If your solution to stated problem does not match the given solution, you should self-critique per instructions at
http://vhcc2.vhcc.edu/dsmith/geninfo/labrynth_created_fall_05/levl1_22/levl2_81/file3_259.htm.
Your solution, attempt at solution.
If you are unable to attempt a solution, give a phrase-by-phrase interpretation of the problem along with a statement of what you do or do not understand about it. This response should be given, based on the work you did in completing the assignment, before you look at the given solution.
001. Counting
Question:
`q001. Note that there are 16 questions in this assignment.
List all possible 3-letter 'words' that can be formed from the set of letters { a, b, c } without repeating any of the letters. Possible 'words' include 'acb' and 'bac'; however 'aba' is not permitted here because the letter 'a' is used twice (i.e., repeated).
Your solution:
Confidence rating:
Given Solution:
There are 2 'words' that can be formed starting with the first letter, a. They are abc and acb.

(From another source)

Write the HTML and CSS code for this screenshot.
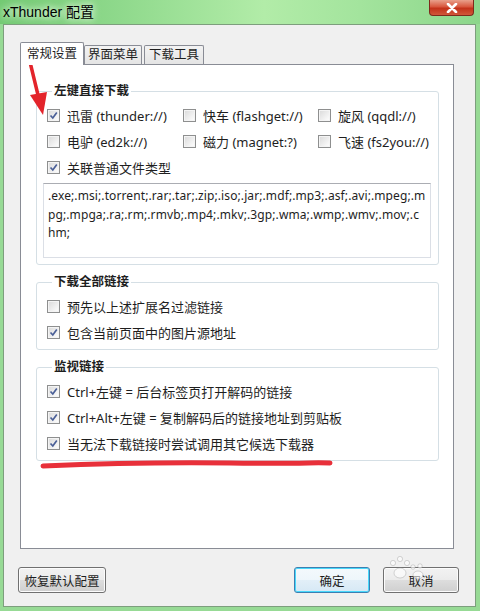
FILE: index.html
```html
<!DOCTYPE html>
<html lang="zh-CN">
  <head>
    <meta charset="UTF-8" />
    <title>xThunder 配置</title>
    <link rel="stylesheet" href="styles.css">
  </head>
  <body>
    <div class="window">
      <div class="titlebar">
        <span class="title">xThunder 配置</span>
        <button class="close" aria-label="关闭">
          <svg width="12" height="10" viewBox="0 0 12 10">
            <path d="M2 1 L10 9 M10 1 L2 9" stroke="#fff" stroke-width="2.6" stroke-linecap="round" />
          </svg>
        </button>
      </div>

      <div class="client">
        <div class="tabs">
          <div class="tab active">常规设置</div>
          <div class="tab">界面菜单</div>
          <div class="tab last">下载工具</div>
        </div>

        <div class="panel">
          <fieldset class="group">
            <legend>左键直接下载</legend>
            <div class="grid3">
              <label class="check"><span class="box"><svg viewBox="0 0 9 9"><path d="M1.5 4.5 L3.8 7 L7.8 1.5" /></svg></span>迅雷 (thunder://)</label>
              <label class="check"><span class="box"></span>快车 (flashget://)</label>
              <label class="check"><span class="box"></span>旋风 (qqdl://)</label>
              <label class="check"><span class="box"></span>电驴 (ed2k://)</label>
              <label class="check"><span class="box"></span>磁力 (magnet:?)</label>
              <label class="check"><span class="box"></span>飞速 (fs2you://)</label>
            </div>
            <label class="check"><span class="box"><svg viewBox="0 0 9 9"><path d="M1.5 4.5 L3.8 7 L7.8 1.5" /></svg></span>关联普通文件类型</label>
            <div class="ext-box">.exe;.msi;.torrent;.rar;.tar;.zip;.iso;.jar;.mdf;.mp3;.asf;.avi;.mpeg;.m<br>pg;.mpga;.ra;.rm;.rmvb;.mp4;.mkv;.3gp;.wma;.wmp;.wmv;.mov;.c<br>hm;</div>
          </fieldset>

          <fieldset class="group">
            <legend>下载全部链接</legend>
            <label class="check"><span class="box"></span>预先以上述扩展名过滤链接</label>
            <label class="check"><span class="box"><svg viewBox="0 0 9 9"><path d="M1.5 4.5 L3.8 7 L7.8 1.5" /></svg></span>包含当前页面中的图片源地址</label>
          </fieldset>

          <fieldset class="group">
            <legend>监视链接</legend>
            <label class="check"><span class="box"><svg viewBox="0 0 9 9"><path d="M1.5 4.5 L3.8 7 L7.8 1.5" /></svg></span>Ctrl+左键 = 后台标签页打开解码的链接</label>
            <label class="check"><span class="box"><svg viewBox="0 0 9 9"><path d="M1.5 4.5 L3.8 7 L7.8 1.5" /></svg></span>Ctrl+Alt+左键 = 复制解码后的链接地址到剪贴板</label>
            <label class="check"><span class="box"><svg viewBox="0 0 9 9"><path d="M1.5 4.5 L3.8 7 L7.8 1.5" /></svg></span>当无法下载链接时尝试调用其它候选下载器</label>
          </fieldset>
        </div>

        <div class="footer">
          <button class="btn">恢复默认配置</button>
          <button class="btn default">确定</button>
          <button class="btn">取消</button>
        </div>
      </div>

      <!-- red hand-drawn annotations and the faint site watermark on top -->
      <svg class="annotations" width="480" height="611" viewBox="0 0 480 611">
        <path d="M30 62 L38 95" stroke="#e3242b" stroke-width="3.5" stroke-linecap="round" />
        <path d="M30 95 L47 92 L43 115 Z" fill="#e3242b" />
        <path d="M43 466 C 90 464, 150 462, 230 463 S 310 462, 330 463" stroke="#e8303a" stroke-width="5" fill="none" stroke-linecap="round" />
        <g fill="#fff" fill-opacity="0.6" stroke="#9a9a9a" stroke-opacity="0.5" stroke-width="0.8">
          <ellipse cx="400" cy="573" rx="6" ry="5" />
          <circle cx="393" cy="563" r="2.6" />
          <circle cx="400" cy="559" r="2.6" />
          <circle cx="407" cy="563" r="2.6" />
          <ellipse cx="418" cy="575" rx="5" ry="4" />
          <circle cx="413" cy="567" r="2.2" />
          <circle cx="420" cy="566" r="2.2" />
        </g>
      </svg>
    </div>
  </body>
</html>
```

FILE: styles.css
```css
:root {
  --frame: #97da95;
  --tab-border: #898c95;
  --group-border: #d5dfe5;
  --text: #1e1e1e;
}

* {
  margin: 0;
  padding: 0;
  box-sizing: border-box;
}

body {
  font-family: "Noto Sans", "Noto Sans CJK SC", sans-serif;
  font-size: 13px;
  color: var(--text);
  background: var(--frame);
}

.window {
  position: relative;
  width: 480px;
  height: 611px;
  background: var(--frame);
  overflow: hidden;
}

.titlebar {
  height: 24px;
  display: flex;
  align-items: flex-start;
  justify-content: space-between;
  padding-left: 3px;
  background: linear-gradient(90deg, #73ca73 0%, #8fd98c 25%, #b2eca8 55%, #a3e49d 75%, #8cd68b 100%);
}

.title {
  font-family: "Liberation Sans", "Noto Sans CJK SC", sans-serif;
  font-size: 14px;
  line-height: 24px;
  color: #000;
  text-shadow: 0 0 6px #e8f8e4, 0 0 10px #e8f8e4;
}

.close {
  width: 45px;
  height: 16px;
  margin-right: 6px;
  border: 1px solid #7e2a1c;
  border-top: none;
  border-radius: 0 0 4px 4px;
  background: linear-gradient(#e9a08b 0%, #d8573e 45%, #c3321a 55%, #d0583a 100%);
  display: flex;
  align-items: center;
  justify-content: center;
}

.client {
  height: 583px;
  margin: 0 4px 0 3px;
  border: 1px solid #7d9e7d;
  background: #f0f0f0;
  display: flex;
  flex-direction: column;
  padding: 17px 0 13px;
}

/* tabs */
.tabs {
  display: flex;
  align-items: flex-end;
  padding-left: 16px;
}

.tab {
  height: 19px;
  padding: 0 3px;
  border: 1px solid var(--tab-border);
  border-bottom: none;
  border-radius: 2px 2px 0 0;
  background: linear-gradient(#f3f3f3, #e4e4e4);
  font-size: 12.5px;
  line-height: 18px;
  white-space: nowrap;
}

.tab.active {
  height: 23px;
  padding: 0 6px;
  margin-bottom: -1px;
  background: #fff;
  line-height: 21px;
  position: relative;
  z-index: 1;
}

.tab.last {
  margin-left: 2px;
  padding: 0 4px;
}

.panel {
  flex: 1;
  margin: 0 21px 0 16px;
  border: 1px solid var(--tab-border);
  background: #fff;
  padding: 19px 14px 0 15px;
}

/* group boxes */
.group {
  min-width: 0;
  border: 1px solid var(--group-border);
  border-radius: 3px;
  padding: 4px 0 4px 10px;
  margin-bottom: 10px;
}

.group legend {
  margin-left: 5px;
  padding: 0 2px;
  font-weight: bold;
  font-size: 12.5px;
  line-height: 14px;
}

.grid3 {
  display: grid;
  grid-template-columns: 136px 135px auto;
}

.check {
  display: flex;
  align-items: center;
  gap: 7px;
  height: 26px;
  white-space: nowrap;
}

.box {
  width: 13px;
  height: 13px;
  flex: none;
  border: 1px solid #8e8f8f;
  background: linear-gradient(135deg, #d9d9d9, #f4f4f4 70%, #fff);
  box-shadow: inset 0 0 0 1px #f4f4f4;
  display: flex;
  align-items: center;
  justify-content: center;
}

.box svg {
  width: 9px;
  height: 9px;
}

.box path {
  fill: none;
  stroke: #4a5f97;
  stroke-width: 1.7;
}

.ext-box {
  height: 75px;
  margin: 3px 7px 2px -4px;
  padding: 3px 4px;
  border: 1px solid #dbdfe6;
  border-top-color: #abadb3;
  font-size: 12px;
  letter-spacing: 0.1px;
  line-height: 18.5px;
  white-space: nowrap;
}

/* dialog buttons */
.footer {
  display: flex;
  gap: 13px;
  margin-top: 18px;
  padding: 0 16px 0 14px;
}

.btn {
  height: 26px;
  width: 76px;
  border: 1px solid #707070;
  border-radius: 3px;
  background: linear-gradient(#f2f2f2 0%, #ebebeb 50%, #dddddd 51%, #cfcfcf 100%);
  box-shadow: inset 0 0 0 1px #fcfcfc;
  font-family: inherit;
  font-size: 12.5px;
  color: var(--text);
}

.btn:first-child {
  width: 88px;
  margin-right: auto;
}

.btn.default {
  border-color: #3c7fb1;
  box-shadow: inset 0 0 0 1px #48d8fb;
  background: linear-gradient(#f4f9fc 0%, #eef6fb 50%, #e2eff8 51%, #d6e8f5 100%);
}

/* overlays */
.annotations {
  position: absolute;
  left: 0;
  top: 0;
  pointer-events: none;
}
```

There are 2 'words' that can be formed starting with the second letter, b. They are bac and bca.
There are 2 'words' that can be formed starting with the third letter, c. They are cab and cba.
Note that this listing is systematic in that it is alphabetical: abc, acb, bac, bca, cab, cba.
When listing things it is usually a good idea to be as systematic as possible, in order to avoid duplications and omissions.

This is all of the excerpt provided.